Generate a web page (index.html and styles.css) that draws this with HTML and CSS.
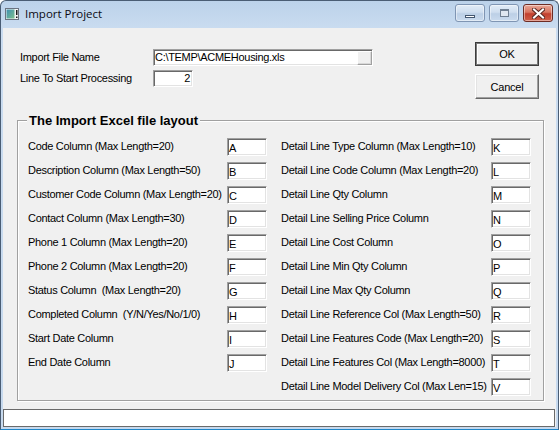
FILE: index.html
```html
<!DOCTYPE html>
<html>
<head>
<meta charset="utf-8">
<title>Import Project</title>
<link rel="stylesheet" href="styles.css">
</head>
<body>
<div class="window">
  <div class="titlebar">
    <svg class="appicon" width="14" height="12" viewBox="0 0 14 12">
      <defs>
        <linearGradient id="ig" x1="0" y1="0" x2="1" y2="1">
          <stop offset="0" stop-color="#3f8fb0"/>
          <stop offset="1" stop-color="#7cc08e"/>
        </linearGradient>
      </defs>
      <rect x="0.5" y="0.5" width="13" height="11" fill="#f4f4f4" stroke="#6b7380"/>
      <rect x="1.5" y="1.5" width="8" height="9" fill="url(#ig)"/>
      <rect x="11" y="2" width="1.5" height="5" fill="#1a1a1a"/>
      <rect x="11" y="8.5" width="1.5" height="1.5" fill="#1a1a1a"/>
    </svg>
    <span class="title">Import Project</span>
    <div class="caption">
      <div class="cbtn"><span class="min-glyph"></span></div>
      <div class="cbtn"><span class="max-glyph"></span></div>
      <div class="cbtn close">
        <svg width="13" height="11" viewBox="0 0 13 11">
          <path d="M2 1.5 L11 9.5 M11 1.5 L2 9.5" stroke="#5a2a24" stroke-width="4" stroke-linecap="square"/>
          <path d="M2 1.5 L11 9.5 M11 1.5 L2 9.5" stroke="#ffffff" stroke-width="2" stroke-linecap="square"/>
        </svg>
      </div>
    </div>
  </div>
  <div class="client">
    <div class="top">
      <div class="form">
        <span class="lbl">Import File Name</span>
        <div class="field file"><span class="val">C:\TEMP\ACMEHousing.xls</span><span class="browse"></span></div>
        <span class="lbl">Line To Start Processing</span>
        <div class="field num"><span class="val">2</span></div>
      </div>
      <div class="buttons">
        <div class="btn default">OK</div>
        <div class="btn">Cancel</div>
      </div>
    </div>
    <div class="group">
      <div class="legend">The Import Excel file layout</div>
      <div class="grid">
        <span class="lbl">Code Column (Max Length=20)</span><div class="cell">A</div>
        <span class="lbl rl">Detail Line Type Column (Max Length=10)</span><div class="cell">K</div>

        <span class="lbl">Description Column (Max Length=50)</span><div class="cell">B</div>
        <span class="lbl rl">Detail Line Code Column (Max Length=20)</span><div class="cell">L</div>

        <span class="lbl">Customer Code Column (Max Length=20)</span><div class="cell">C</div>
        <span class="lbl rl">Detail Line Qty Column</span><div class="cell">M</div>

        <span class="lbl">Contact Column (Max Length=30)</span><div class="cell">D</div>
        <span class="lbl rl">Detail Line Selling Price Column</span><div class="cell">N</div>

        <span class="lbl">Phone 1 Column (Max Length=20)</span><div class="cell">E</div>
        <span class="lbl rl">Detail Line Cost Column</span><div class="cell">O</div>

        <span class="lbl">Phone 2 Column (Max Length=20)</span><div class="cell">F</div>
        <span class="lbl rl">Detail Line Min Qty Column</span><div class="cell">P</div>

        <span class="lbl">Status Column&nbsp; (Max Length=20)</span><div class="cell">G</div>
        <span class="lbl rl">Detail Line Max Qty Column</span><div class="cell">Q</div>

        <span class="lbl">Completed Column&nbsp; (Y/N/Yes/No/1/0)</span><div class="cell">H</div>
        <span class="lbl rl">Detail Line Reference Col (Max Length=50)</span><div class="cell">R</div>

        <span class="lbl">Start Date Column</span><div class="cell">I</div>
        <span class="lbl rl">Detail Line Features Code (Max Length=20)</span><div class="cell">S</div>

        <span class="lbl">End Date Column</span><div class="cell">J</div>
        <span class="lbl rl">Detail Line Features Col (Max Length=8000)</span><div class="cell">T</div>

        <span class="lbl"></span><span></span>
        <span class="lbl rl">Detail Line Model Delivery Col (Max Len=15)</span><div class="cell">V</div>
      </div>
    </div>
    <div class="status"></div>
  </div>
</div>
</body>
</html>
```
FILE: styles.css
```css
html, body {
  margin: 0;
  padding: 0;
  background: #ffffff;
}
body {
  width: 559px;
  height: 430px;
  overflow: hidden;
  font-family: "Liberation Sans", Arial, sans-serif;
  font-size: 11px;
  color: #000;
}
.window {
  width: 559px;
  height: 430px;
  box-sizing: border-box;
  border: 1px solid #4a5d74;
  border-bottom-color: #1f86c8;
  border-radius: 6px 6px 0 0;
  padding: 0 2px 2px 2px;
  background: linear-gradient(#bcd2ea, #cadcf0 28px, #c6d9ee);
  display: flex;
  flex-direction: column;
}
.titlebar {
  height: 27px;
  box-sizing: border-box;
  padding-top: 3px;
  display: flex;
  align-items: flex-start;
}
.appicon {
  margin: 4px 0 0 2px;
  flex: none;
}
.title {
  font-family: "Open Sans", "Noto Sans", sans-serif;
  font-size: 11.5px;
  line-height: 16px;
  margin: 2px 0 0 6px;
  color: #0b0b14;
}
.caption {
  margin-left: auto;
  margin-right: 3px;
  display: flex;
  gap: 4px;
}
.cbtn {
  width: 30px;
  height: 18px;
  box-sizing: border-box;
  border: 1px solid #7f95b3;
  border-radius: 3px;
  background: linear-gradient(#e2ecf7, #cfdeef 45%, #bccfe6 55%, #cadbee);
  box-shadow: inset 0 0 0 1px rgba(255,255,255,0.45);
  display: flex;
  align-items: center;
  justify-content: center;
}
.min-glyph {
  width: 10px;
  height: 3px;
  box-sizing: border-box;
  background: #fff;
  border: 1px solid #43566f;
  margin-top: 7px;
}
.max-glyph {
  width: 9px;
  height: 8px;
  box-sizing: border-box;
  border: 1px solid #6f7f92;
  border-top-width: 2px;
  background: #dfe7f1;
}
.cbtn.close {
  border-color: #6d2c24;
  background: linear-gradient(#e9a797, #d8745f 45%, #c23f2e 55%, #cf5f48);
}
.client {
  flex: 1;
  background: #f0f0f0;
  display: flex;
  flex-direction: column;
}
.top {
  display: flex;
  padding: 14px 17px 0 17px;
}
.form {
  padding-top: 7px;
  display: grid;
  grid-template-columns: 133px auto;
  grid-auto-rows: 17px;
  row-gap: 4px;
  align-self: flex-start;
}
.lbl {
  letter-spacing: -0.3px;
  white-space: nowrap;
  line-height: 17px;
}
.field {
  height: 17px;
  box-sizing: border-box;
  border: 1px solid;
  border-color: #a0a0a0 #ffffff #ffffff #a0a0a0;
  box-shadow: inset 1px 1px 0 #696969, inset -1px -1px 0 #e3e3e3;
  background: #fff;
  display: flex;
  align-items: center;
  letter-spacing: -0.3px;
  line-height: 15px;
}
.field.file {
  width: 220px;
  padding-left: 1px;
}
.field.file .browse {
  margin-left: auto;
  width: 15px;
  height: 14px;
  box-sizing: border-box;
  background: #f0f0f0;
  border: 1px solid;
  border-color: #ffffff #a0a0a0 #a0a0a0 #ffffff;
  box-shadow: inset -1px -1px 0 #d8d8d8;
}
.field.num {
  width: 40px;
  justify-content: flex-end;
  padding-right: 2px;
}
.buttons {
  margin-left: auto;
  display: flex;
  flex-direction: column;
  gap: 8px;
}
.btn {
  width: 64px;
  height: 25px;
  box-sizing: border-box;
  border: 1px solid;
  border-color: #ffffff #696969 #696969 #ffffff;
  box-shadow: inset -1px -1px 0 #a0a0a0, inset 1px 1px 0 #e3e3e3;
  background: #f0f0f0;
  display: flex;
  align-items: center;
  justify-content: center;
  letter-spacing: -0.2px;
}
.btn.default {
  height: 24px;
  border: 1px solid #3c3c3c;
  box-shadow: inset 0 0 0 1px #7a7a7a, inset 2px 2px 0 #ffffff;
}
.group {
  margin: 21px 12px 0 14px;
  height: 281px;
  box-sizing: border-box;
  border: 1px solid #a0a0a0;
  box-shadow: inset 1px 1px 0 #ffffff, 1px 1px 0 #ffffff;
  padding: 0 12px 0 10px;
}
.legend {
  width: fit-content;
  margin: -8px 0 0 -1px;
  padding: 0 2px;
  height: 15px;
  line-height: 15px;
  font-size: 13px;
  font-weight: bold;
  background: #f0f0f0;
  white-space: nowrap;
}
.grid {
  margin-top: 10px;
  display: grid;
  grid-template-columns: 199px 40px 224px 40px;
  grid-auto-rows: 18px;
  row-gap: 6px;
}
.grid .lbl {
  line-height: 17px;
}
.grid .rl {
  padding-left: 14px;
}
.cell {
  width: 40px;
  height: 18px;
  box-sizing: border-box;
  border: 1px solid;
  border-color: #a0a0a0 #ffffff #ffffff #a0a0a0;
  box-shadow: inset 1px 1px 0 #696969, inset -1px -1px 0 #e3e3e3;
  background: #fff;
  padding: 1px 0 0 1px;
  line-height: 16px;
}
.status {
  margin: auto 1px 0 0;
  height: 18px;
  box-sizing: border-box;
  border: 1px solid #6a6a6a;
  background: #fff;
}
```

══════

SET TASK: Go through the listing above and locate each line that holds the word "styles". Copy those lines.

SOLUTION TO THE PROBLEM:
Generate a web page (index.html and styles.css) that draws this with HTML and CSS.
<link rel="stylesheet" href="styles.css">
FILE: styles.css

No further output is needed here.